> [Supplied information]
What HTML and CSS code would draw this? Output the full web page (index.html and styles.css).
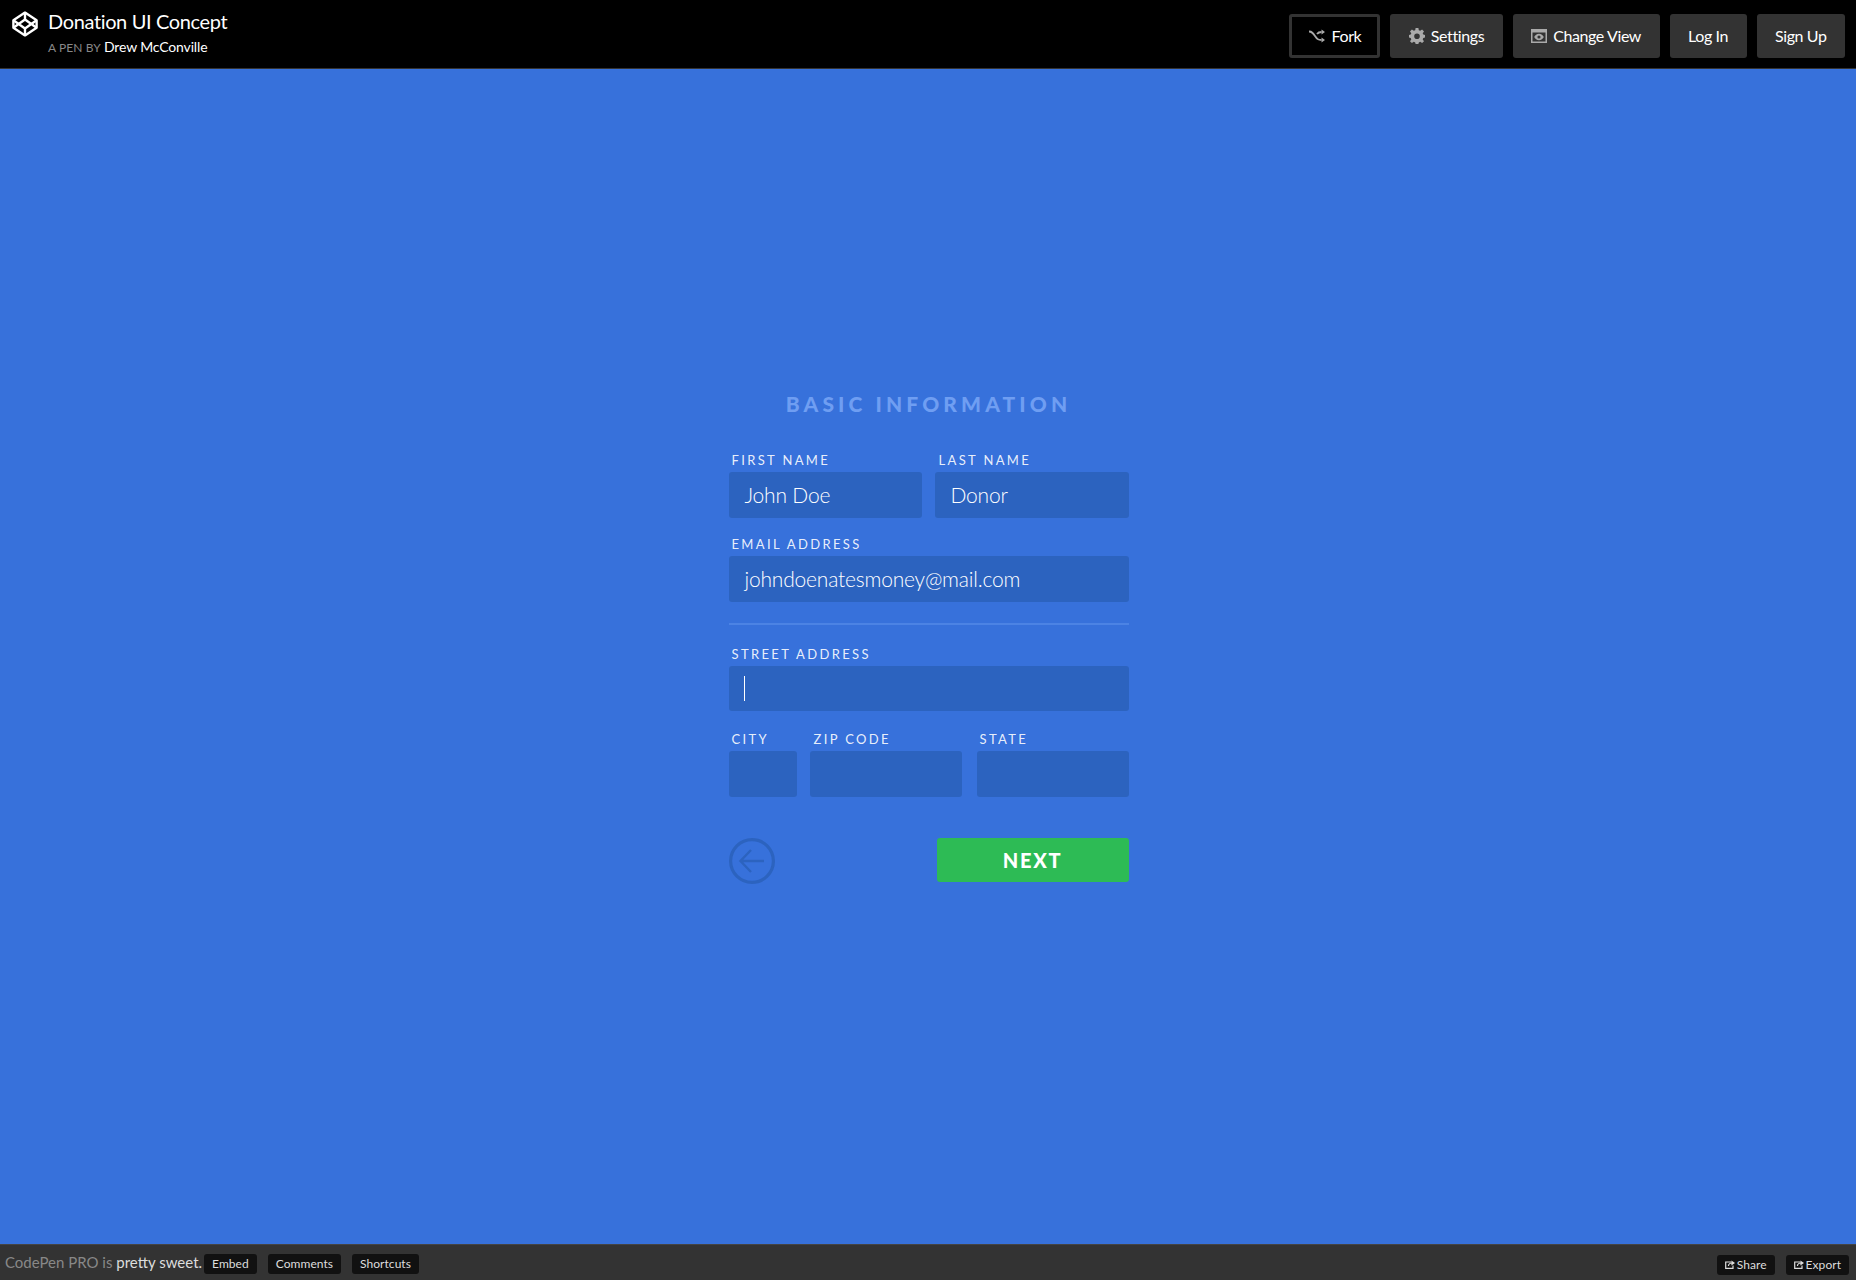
FILE: index.html
```html
<!DOCTYPE html>
<html lang="en">
<head>
<meta charset="utf-8">
<title>Donation UI Concept</title>
<link rel="stylesheet" href="styles.css">
</head>
<body>
<header class="topbar">
  <div class="pen-info">
    <svg class="logo" viewBox="0 0 26 26" width="26" height="26" fill="none" stroke="#fff" stroke-width="2.4" stroke-linejoin="round">
      <path d="M13 1.6 24.6 9.2V16.8L13 24.4 1.4 16.8V9.2Z"/>
      <path d="M13 1.6V8.6M13 17.4V24.4M1.4 9.2 13 17.4 24.6 9.2M1.4 16.8 13 8.6 24.6 16.8"/>
    </svg>
    <div class="pen-text">
      <h1 class="pen-title">Donation UI Concept</h1>
      <p class="pen-by"><span class="by-label">A PEN BY</span> <a class="author">Drew McConville</a></p>
    </div>
  </div>
  <nav class="actions">
    <a class="btn btn-outline">
      <svg class="btn-icon" viewBox="0 0 16 14" width="16" height="14" fill="none" stroke="#aaa" stroke-width="1.8"><path d="M0 2.5C3 2.5 4 4 6 7S9 11 12.5 11"/><path d="M8 5C9 3.6 10.5 3 12.5 3"/><path fill="#aaa" stroke="none" d="M12.5 0.4 16 3 12.5 5.6ZM12.5 8.4 16 11 12.5 13.6Z"/></svg>
      Fork
    </a>
    <a class="btn">
      <svg class="btn-icon" viewBox="0 0 16 16" width="16" height="16"><path fill="#aaa" fill-rule="evenodd" d="M6.6 0H9.4L9.8 2.2 11.2 2.8 13.1 1.5 15 3.4 13.7 5.2 14.3 6.6 16 7V9.6L14.3 10 13.7 11.4 15 13.2 13.1 15.1 11.2 13.8 9.8 14.4 9.4 16H6.6L6.2 14.4 4.8 13.8 2.9 15.1 1 13.2 2.3 11.4 1.7 10 0 9.6V7L1.7 6.6 2.3 5.2 1 3.4 2.9 1.5 4.8 2.8 6.2 2.2ZM8 5.4A2.8 2.8 0 1 0 8 11 2.8 2.8 0 1 0 8 5.4Z"/></svg>
      Settings
    </a>
    <a class="btn">
      <svg class="btn-icon" viewBox="0 0 16 14" width="16" height="14"><path fill="#aaa" fill-rule="evenodd" d="M0 0H16V14H0ZM1.5 3.5V12.5H14.5V3.5ZM8 4.8C10.2 4.8 11.9 6.4 12.8 8 11.9 9.6 10.2 11.2 8 11.2 5.8 11.2 4.1 9.6 3.2 8 4.1 6.4 5.8 4.8 8 4.8ZM8 6.4A1.6 1.6 0 1 0 8 9.6 1.6 1.6 0 1 0 8 6.4Z"/></svg>
      Change View
    </a>
    <a class="btn">Log In</a>
    <a class="btn">Sign Up</a>
  </nav>
</header>

<main class="stage">
  <form class="donate-form">
    <h2 class="form-title">BASIC INFORMATION</h2>
    <div class="row row-name">
      <label class="field field-first"><span class="field-label">FIRST NAME</span><span class="field-box">John Doe</span></label>
      <label class="field field-last"><span class="field-label">LAST NAME</span><span class="field-box">Donor</span></label>
    </div>
    <div class="row row-email">
      <label class="field field-full"><span class="field-label">EMAIL ADDRESS</span><span class="field-box">johndoenatesmoney@mail.com</span></label>
    </div>
    <hr class="divider">
    <div class="row">
      <label class="field field-full"><span class="field-label">STREET ADDRESS</span><span class="field-box field-box-street"><span class="caret"></span></span></label>
    </div>
    <div class="row row-city">
      <label class="field field-city"><span class="field-label">CITY</span><span class="field-box"></span></label>
      <label class="field field-zip"><span class="field-label">ZIP CODE</span><span class="field-box"></span></label>
      <label class="field field-state"><span class="field-label">STATE</span><span class="field-box"></span></label>
    </div>
    <div class="form-nav">
      <button class="back" type="button" aria-label="Back">
        <svg viewBox="0 0 46 46" width="46" height="46" fill="none" stroke="#2c63bf"><circle cx="23" cy="23" r="21.4" stroke-width="3.2"/><path stroke-width="2.4" d="M35 23H12M22 12 11.5 23 22 34"/></svg>
      </button>
      <button class="next" type="button">NEXT</button>
    </div>
  </form>
</main>

<footer class="bottombar">
  <div class="foot-left">
    <span class="promo">CodePen PRO is <strong class="promo-strong">pretty sweet.</strong></span>
    <a class="chip chip-embed">Embed</a>
    <a class="chip">Comments</a>
    <a class="chip">Shortcuts</a>
  </div>
  <div class="foot-right">
    <a class="chip chip-ext"><svg class="chip-icon" viewBox="0 0 10 9" width="10" height="9" fill="none" stroke="#ddd" stroke-width="1.2"><path d="M6 2H.7V8.3H8V5.5"/><path d="M3.4 6C3.6 4 5 3 7 3"/><path fill="#ddd" stroke="none" d="M6.4.6 10 3 6.4 5.4Z"/></svg>Share</a>
    <a class="chip chip-ext"><svg class="chip-icon" viewBox="0 0 10 9" width="10" height="9" fill="none" stroke="#ddd" stroke-width="1.2"><path d="M6 2H.7V8.3H8V5.5"/><path d="M3.4 6C3.6 4 5 3 7 3"/><path fill="#ddd" stroke="none" d="M6.4.6 10 3 6.4 5.4Z"/></svg>Export</a>
  </div>
</footer>
</body>
</html>
```

FILE: styles.css
```css
* { box-sizing: border-box; }
html, body { height: 100%; }
body {
  margin: 0;
  height: 1280px;
  display: flex;
  flex-direction: column;
  background: #3771db;
  font-family: Lato, "Open Sans", sans-serif;
  color: #fff;
  overflow: hidden;
}

/* top bar */
.topbar {
  height: 69px;
  flex: none;
  display: flex;
  justify-content: space-between;
  background: #000;
  border-bottom: 1px solid #333;
  padding: 14px 11px 0 12px;
}
.pen-info { display: flex; align-items: flex-start; gap: 10px; }
.logo { margin-top: -3px; }
.pen-title { margin: -5px 0 0; font-size: 20px; font-weight: 400; line-height: 24px; letter-spacing: -0.37px; }
.pen-by { margin: 6px 0 0; font-size: 12px; line-height: 16px; }
.by-label { color: #888; letter-spacing: 0.1px; }
.author { color: #fff; font-size: 14px; letter-spacing: -0.15px; }
.actions { display: flex; gap: 10px; }
.btn {
  height: 44px;
  display: flex;
  align-items: center;
  gap: 6px;
  padding: 0 18.5px 1px;
  border-radius: 3px;
  background: #333;
  font-size: 16px;
  letter-spacing: -0.4px;
}
.btn-outline { background: #000; border: 3px solid #333; gap: 7px; padding: 0 16px 1px 17px; }
.btn-icon { flex: none; }

/* stage */
.stage { flex: 1; min-height: 0; padding-top: 322px; display: flex; justify-content: center; }
.donate-form { width: 400px; margin-left: 1px; }
.form-title {
  margin: 0 0 35px;
  text-align: center;
  font-size: 21px;
  line-height: 26px;
  font-weight: 900;
  letter-spacing: 4.1px;
  color: #6f9ef2;
}
.row { display: flex; }
.row-name { gap: 13px; }
.row-email { margin-top: 18px; }
.row-city { margin-top: 20px; }
.field { display: block; }
.field-first { width: 193px; }
.field-last { width: 194px; }
.field-full { width: 400px; }
.field-city { width: 68px; margin-right: 13px; }
.field-zip { width: 152px; margin-right: 15px; }
.field-state { width: 152px; }
.field-label {
  display: block;
  height: 20px;
  padding-left: 3px;
  font-size: 13px;
  font-weight: 400;
  line-height: 17px;
  letter-spacing: 2.35px;
  white-space: nowrap;
  color: rgba(255, 255, 255, 0.9);
}
.field-last .field-label, .field-zip .field-label { padding-left: 4px; }
.field-box {
  display: flex;
  align-items: center;
  height: 46px;
  padding: 0 0 2px 16px;
  border-radius: 3px;
  background: #2c63bf;
  font-size: 21px;
  font-weight: 300;
  letter-spacing: -0.2px;
}
.field-box-street { height: 45px; padding: 0 0 0 15px; }
.caret { width: 1px; height: 25px; background: #fff; }
.divider { height: 2px; margin: 21px 0 21px; border: 0; background: #4c83e4; }
.form-nav { display: flex; justify-content: space-between; align-items: flex-start; margin-top: 41px; }
.back { width: 46px; height: 46px; padding: 0; border: 0; background: none; }
.back svg { display: block; }
.next {
  width: 192px;
  height: 44px;
  border: 0;
  border-radius: 3px;
  background: #2dbb55;
  color: #fff;
  font-family: Lato, sans-serif;
  font-size: 20px;
  font-weight: 900;
  letter-spacing: 1.7px;
}

/* bottom bar */
.bottombar {
  height: 36px;
  flex: none;
  display: flex;
  justify-content: space-between;
  background: #333;
  border-top: 1px solid #444;
  padding: 9px 7px 0 5px;
}
.foot-left, .foot-right { display: flex; align-items: flex-start; }
.foot-right { margin-top: 1px; }
.promo { color: #888; font-size: 15px; line-height: 20px; margin-right: 2px; margin-top: -2px; }
.promo-strong { color: #ddd; font-weight: 400; }
.chip {
  height: 20px;
  display: flex;
  align-items: center;
  margin-right: 11px;
  padding: 0 8px 1px;
  border-radius: 3px;
  background: #111;
  color: #ddd;
  font-size: 12px;
  letter-spacing: 0.05px;
}
.foot-right .chip:last-child { margin-right: 0; }
.chip-icon { margin-right: 2px; }
```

> [Stated task]
Determine how many lines contain the word "full" and reply with that number alone.

> [Answer]
4